Pull every line with the word "table" out of the entries below.

- Dataset rows:
* BEGIN *

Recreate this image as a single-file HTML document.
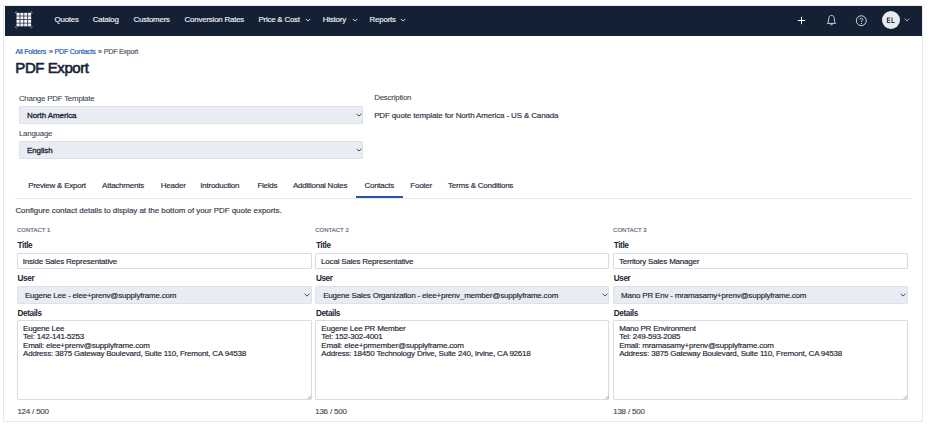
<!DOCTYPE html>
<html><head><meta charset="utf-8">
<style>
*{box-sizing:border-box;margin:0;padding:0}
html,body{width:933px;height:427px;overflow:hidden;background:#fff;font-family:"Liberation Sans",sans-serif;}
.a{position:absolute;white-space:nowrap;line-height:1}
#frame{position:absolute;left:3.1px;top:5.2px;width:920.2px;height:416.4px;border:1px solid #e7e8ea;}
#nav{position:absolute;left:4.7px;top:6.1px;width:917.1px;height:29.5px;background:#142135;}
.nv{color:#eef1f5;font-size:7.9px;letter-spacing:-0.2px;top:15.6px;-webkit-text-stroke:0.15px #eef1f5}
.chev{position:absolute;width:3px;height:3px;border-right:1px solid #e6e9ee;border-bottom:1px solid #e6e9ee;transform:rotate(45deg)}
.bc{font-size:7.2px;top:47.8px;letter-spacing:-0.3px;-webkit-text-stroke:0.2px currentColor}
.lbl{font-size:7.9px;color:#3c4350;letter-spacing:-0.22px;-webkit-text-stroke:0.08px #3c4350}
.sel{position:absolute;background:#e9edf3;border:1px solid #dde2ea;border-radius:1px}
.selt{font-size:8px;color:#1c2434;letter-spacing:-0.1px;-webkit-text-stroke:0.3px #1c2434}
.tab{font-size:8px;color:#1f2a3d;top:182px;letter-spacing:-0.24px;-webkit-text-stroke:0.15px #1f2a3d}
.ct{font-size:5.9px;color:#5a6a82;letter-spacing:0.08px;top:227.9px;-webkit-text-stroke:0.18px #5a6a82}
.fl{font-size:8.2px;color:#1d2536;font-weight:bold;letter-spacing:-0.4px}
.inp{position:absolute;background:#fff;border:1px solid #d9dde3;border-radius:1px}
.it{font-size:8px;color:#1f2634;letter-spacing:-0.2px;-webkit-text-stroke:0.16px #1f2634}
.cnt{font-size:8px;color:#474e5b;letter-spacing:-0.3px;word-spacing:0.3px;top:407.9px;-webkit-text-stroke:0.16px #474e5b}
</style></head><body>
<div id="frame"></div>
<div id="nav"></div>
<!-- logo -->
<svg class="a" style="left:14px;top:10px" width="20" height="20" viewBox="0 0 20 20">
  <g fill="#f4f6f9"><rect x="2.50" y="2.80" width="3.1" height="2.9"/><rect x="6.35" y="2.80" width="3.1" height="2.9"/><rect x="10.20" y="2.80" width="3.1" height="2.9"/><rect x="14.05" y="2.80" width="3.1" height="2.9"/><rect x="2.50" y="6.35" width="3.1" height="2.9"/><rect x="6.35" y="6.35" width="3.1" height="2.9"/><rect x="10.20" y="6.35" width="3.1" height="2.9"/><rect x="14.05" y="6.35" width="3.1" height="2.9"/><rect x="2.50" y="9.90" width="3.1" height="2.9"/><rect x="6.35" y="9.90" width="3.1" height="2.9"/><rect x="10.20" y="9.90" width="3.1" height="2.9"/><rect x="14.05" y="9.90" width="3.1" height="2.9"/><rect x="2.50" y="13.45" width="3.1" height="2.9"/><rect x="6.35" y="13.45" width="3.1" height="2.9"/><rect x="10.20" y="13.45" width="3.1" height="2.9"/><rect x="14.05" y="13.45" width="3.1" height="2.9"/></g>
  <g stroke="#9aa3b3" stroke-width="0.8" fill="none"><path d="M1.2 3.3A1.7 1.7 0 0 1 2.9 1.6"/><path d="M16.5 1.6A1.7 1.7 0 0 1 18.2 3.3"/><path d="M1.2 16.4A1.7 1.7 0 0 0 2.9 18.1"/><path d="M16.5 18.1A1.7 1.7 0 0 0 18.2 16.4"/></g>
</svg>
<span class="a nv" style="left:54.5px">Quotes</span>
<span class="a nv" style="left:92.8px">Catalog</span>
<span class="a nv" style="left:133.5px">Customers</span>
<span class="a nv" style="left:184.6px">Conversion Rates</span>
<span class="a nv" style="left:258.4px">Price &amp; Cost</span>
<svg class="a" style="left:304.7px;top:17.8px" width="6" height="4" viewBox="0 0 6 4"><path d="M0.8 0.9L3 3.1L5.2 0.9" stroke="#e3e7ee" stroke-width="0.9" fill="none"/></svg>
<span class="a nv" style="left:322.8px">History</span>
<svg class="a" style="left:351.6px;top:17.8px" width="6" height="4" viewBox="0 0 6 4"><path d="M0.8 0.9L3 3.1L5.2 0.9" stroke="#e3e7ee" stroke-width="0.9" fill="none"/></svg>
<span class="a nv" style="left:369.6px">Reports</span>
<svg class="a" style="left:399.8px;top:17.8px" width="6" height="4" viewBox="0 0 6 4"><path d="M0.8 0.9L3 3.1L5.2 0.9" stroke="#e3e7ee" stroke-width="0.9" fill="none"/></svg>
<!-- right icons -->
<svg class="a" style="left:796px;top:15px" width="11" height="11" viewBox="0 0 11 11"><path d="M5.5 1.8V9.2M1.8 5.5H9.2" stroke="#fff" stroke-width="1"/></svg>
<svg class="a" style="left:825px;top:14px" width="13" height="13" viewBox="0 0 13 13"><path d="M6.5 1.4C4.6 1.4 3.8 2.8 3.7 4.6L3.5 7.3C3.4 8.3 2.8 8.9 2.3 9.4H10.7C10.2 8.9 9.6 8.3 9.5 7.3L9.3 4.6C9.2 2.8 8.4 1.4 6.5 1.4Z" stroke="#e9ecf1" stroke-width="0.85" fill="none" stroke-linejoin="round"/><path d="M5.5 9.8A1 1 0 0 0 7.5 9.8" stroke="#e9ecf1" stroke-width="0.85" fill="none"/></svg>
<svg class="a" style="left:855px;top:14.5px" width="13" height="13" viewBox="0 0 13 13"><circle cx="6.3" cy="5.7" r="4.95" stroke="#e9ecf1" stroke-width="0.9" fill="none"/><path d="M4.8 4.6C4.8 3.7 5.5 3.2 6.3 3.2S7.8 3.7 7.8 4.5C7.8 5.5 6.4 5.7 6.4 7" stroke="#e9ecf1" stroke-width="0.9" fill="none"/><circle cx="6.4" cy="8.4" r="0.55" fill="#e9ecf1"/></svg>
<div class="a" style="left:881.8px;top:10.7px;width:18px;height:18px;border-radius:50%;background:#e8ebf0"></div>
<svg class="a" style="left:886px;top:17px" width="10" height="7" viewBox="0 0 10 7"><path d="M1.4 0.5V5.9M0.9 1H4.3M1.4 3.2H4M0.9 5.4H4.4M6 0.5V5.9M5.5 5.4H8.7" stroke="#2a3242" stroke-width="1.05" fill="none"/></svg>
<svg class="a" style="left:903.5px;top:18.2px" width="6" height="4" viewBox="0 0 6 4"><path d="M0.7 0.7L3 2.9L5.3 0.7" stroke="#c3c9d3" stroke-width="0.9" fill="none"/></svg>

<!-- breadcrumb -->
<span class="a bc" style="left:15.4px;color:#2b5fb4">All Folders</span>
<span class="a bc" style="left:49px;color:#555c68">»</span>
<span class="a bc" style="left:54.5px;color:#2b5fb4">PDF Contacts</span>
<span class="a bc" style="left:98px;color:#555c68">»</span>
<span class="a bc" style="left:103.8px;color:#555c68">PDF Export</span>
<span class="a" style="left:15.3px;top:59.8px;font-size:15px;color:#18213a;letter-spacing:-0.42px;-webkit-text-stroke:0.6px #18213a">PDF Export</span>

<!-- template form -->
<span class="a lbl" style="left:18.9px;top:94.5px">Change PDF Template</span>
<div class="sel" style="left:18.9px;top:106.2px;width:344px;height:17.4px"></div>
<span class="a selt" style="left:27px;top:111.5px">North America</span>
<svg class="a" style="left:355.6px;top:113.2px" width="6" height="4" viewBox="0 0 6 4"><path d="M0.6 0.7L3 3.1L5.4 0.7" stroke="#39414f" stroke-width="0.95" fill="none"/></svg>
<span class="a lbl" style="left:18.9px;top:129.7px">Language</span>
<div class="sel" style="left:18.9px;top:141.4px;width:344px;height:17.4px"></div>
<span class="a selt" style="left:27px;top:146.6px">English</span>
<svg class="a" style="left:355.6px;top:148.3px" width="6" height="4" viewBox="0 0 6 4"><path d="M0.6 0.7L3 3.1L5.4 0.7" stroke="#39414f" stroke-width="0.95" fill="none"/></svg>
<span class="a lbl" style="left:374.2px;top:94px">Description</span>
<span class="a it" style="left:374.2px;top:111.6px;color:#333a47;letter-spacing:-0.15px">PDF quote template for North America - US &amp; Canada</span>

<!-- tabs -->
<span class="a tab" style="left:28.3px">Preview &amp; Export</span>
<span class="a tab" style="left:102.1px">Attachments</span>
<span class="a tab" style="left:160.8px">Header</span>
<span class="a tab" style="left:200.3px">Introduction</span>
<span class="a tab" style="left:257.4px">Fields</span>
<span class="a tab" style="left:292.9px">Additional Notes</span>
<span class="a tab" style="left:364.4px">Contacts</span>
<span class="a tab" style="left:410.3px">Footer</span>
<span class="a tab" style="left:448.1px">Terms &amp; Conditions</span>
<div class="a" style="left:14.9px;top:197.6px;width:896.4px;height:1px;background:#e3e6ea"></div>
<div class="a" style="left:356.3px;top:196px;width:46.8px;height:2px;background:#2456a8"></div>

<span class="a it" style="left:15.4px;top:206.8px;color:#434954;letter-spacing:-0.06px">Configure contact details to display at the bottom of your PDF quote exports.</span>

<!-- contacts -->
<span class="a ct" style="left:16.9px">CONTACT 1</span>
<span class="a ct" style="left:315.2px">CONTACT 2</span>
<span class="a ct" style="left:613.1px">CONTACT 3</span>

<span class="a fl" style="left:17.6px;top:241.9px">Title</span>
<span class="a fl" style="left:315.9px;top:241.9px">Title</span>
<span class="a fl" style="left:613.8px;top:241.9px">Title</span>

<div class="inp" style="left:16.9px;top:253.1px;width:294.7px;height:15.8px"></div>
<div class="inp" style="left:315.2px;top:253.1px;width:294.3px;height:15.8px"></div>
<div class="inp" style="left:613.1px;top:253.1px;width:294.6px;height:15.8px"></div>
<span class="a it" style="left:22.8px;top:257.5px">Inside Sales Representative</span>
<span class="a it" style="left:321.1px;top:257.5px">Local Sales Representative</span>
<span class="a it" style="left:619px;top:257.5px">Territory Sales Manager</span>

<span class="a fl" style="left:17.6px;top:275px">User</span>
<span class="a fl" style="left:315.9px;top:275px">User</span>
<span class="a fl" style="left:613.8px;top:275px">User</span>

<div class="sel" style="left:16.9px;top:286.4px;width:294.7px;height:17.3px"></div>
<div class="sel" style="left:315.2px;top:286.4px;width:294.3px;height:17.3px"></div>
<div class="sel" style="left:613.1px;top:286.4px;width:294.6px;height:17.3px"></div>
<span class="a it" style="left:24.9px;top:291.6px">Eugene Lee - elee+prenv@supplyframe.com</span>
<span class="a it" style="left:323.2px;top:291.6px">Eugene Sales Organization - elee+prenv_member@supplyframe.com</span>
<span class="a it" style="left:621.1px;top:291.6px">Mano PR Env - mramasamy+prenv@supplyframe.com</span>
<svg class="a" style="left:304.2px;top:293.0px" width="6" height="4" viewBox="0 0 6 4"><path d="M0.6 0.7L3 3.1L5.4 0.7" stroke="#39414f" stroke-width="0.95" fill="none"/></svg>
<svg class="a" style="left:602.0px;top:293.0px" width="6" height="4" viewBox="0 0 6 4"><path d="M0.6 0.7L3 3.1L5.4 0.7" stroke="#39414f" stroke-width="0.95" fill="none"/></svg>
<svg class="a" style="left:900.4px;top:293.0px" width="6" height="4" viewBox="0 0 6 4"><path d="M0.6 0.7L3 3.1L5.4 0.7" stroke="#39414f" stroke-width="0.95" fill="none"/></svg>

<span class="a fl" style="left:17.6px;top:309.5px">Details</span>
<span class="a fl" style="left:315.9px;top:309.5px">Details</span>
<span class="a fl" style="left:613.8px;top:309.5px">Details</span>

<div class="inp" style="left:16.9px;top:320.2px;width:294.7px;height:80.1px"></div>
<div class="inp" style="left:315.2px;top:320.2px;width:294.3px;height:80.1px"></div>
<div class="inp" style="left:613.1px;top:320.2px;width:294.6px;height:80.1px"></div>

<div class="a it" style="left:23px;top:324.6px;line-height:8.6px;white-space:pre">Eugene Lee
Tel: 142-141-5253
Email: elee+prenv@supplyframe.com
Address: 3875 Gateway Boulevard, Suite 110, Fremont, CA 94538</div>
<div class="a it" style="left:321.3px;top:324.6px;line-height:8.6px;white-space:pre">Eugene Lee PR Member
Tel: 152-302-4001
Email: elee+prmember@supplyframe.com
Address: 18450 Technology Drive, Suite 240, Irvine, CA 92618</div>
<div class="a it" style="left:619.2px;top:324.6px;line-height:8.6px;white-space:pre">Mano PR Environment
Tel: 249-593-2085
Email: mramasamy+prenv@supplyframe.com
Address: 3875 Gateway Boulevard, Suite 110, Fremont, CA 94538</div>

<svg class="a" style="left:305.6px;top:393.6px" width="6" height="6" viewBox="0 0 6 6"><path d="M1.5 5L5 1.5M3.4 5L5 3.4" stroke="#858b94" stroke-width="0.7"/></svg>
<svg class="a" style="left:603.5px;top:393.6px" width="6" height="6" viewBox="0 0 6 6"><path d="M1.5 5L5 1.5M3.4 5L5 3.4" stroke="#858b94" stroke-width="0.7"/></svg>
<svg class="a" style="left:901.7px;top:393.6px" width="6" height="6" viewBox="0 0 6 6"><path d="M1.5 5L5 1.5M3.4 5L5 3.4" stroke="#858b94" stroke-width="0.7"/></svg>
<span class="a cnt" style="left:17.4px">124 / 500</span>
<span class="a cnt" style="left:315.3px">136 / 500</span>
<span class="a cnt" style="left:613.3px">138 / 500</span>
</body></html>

* END *
* BEGIN *

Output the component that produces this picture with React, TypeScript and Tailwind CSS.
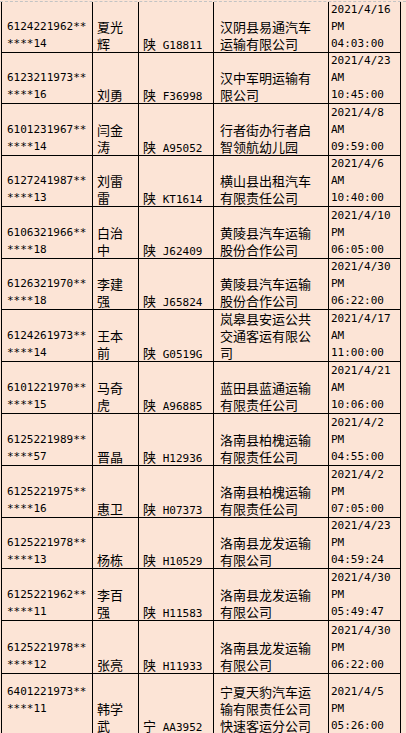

* END *
* BEGIN *

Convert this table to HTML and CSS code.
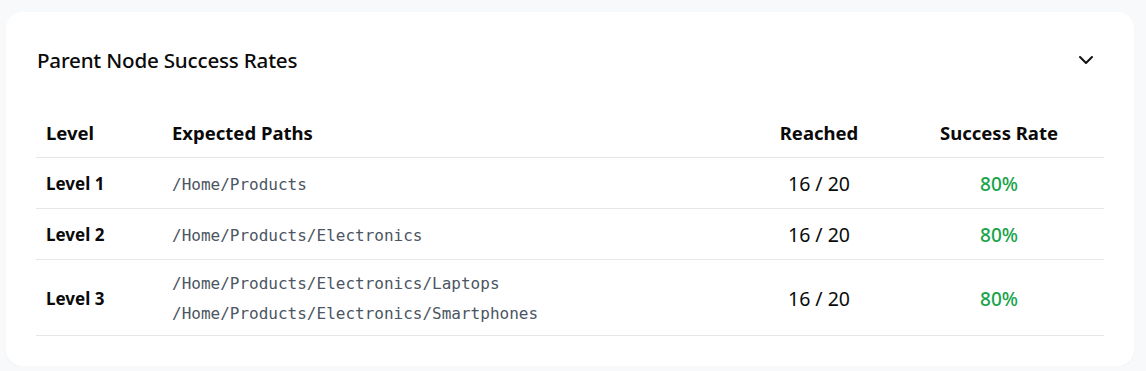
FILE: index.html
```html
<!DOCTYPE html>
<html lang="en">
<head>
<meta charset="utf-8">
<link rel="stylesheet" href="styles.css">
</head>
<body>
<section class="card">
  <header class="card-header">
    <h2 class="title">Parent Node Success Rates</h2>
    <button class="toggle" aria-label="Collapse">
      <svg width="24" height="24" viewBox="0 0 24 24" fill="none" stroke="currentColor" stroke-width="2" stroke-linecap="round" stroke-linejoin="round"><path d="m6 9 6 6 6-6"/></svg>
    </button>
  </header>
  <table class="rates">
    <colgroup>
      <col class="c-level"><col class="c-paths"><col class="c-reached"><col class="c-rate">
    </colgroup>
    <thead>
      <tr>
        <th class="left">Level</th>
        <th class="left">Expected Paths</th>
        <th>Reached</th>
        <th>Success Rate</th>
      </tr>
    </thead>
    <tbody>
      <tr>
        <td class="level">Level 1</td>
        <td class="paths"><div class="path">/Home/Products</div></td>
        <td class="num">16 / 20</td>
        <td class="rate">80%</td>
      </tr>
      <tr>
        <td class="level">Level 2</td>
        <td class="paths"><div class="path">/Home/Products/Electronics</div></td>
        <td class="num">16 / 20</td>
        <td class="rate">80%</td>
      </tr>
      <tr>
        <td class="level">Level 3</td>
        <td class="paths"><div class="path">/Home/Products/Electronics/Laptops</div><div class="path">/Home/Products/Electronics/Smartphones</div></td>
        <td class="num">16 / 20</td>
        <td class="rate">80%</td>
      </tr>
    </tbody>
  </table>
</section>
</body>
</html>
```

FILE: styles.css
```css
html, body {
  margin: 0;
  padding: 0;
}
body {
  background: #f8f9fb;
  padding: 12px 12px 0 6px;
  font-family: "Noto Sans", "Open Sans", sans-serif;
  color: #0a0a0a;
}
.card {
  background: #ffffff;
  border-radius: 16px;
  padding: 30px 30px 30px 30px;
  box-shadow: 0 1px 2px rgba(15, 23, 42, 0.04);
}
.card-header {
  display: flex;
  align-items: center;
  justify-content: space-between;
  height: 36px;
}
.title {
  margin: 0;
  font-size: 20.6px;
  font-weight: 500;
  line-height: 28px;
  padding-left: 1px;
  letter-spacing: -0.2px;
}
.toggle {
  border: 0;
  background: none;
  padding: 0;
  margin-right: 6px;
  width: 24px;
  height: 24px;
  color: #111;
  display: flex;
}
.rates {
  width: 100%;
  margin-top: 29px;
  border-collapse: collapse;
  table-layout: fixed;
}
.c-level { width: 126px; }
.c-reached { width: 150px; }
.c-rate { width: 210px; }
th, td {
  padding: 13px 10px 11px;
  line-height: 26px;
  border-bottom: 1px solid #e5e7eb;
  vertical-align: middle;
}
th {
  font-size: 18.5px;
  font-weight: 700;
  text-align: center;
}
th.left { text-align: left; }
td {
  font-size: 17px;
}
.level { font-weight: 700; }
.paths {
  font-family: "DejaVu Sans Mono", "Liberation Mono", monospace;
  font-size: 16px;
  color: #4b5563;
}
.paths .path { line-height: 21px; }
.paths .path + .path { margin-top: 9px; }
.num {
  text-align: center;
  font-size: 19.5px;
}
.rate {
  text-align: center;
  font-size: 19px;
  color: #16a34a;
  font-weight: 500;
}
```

* END *

- Task answer:
Convert this table to HTML and CSS code.
  <table class="rates">
  </table>
  table-layout: fixed;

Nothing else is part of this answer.